## Available data

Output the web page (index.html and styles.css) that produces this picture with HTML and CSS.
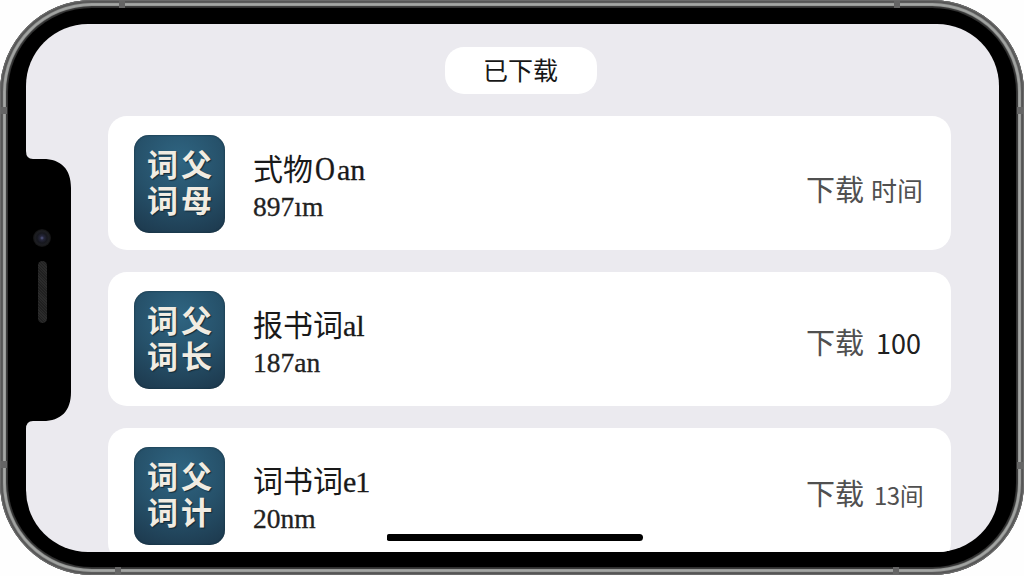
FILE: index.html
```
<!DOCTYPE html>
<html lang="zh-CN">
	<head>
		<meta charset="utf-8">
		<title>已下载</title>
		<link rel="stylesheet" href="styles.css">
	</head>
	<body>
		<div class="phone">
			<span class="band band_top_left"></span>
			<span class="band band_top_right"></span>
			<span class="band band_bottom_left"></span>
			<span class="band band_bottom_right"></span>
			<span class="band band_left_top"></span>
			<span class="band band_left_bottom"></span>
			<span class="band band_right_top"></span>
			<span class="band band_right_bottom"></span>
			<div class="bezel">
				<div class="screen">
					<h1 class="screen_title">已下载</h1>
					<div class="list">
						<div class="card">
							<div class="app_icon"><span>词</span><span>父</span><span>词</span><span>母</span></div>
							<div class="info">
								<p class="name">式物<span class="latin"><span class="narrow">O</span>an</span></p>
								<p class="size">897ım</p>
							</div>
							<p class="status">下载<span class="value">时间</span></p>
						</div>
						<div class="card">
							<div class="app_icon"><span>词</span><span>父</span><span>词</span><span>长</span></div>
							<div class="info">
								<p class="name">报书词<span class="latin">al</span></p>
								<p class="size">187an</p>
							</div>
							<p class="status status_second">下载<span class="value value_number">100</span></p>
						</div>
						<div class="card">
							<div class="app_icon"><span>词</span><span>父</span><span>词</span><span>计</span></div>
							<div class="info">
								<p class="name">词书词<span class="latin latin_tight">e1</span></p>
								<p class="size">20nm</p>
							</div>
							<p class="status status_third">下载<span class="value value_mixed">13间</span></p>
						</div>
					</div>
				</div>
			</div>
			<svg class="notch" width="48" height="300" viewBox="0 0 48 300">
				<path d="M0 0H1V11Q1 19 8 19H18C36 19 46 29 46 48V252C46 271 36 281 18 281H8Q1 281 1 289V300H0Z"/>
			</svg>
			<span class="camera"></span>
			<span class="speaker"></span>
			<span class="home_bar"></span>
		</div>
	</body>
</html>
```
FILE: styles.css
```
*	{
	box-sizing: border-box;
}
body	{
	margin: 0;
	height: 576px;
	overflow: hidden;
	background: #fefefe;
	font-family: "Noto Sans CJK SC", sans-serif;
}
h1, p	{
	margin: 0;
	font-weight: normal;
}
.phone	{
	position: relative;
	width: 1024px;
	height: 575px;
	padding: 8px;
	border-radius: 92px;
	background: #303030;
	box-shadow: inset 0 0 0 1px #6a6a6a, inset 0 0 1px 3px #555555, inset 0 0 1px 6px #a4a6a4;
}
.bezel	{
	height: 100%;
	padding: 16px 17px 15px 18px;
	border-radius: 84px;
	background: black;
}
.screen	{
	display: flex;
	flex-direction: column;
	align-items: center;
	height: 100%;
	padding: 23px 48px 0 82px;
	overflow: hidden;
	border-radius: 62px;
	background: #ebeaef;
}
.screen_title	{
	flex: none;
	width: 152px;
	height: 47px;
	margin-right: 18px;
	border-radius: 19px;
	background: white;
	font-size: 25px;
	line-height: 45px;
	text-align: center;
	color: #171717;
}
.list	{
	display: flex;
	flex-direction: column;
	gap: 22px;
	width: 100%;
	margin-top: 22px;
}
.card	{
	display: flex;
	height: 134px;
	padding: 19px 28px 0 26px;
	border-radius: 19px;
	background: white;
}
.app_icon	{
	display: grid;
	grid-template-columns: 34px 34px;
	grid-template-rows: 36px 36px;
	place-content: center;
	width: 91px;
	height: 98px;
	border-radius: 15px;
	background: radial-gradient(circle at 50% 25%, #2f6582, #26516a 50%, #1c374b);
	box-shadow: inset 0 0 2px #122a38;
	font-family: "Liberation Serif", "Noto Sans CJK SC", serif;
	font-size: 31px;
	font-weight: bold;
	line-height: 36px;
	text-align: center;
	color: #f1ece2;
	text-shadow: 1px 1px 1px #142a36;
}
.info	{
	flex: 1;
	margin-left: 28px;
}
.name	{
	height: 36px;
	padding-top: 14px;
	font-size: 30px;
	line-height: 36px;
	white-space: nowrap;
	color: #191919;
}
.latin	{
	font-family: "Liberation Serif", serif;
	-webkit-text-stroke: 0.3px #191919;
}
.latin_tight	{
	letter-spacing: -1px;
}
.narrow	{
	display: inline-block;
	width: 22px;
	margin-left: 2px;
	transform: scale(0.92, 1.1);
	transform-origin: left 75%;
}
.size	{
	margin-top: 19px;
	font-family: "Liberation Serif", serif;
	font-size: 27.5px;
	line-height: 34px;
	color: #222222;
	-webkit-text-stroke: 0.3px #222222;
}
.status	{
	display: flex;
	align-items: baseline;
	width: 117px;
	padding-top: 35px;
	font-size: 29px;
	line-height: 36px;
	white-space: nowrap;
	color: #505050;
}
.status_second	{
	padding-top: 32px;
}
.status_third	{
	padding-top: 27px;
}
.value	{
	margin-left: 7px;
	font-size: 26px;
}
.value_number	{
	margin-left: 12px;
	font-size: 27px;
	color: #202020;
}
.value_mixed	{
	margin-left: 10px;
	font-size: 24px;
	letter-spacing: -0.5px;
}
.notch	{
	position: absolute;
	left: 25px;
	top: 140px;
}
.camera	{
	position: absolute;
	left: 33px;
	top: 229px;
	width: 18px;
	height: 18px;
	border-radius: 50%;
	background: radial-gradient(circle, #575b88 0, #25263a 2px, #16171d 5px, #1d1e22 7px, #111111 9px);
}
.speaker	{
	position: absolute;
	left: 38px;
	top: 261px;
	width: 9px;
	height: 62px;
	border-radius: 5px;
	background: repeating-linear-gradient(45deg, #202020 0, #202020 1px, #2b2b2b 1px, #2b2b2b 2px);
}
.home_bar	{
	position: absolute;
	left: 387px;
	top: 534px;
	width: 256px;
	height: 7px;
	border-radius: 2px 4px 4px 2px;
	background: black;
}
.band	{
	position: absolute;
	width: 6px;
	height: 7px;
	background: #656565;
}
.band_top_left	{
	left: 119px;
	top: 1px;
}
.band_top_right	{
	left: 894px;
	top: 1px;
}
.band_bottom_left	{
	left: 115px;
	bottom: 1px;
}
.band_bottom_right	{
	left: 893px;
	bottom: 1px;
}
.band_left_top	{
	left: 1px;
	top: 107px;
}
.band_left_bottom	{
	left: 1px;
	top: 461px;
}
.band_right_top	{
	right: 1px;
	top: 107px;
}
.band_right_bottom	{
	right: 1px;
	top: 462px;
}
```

## Stated goal
Each line with the string "styles" in it needs to be found and copied.

## Task response
Output the web page (index.html and styles.css) that produces this picture with HTML and CSS.
		<link rel="stylesheet" href="styles.css">
FILE: styles.css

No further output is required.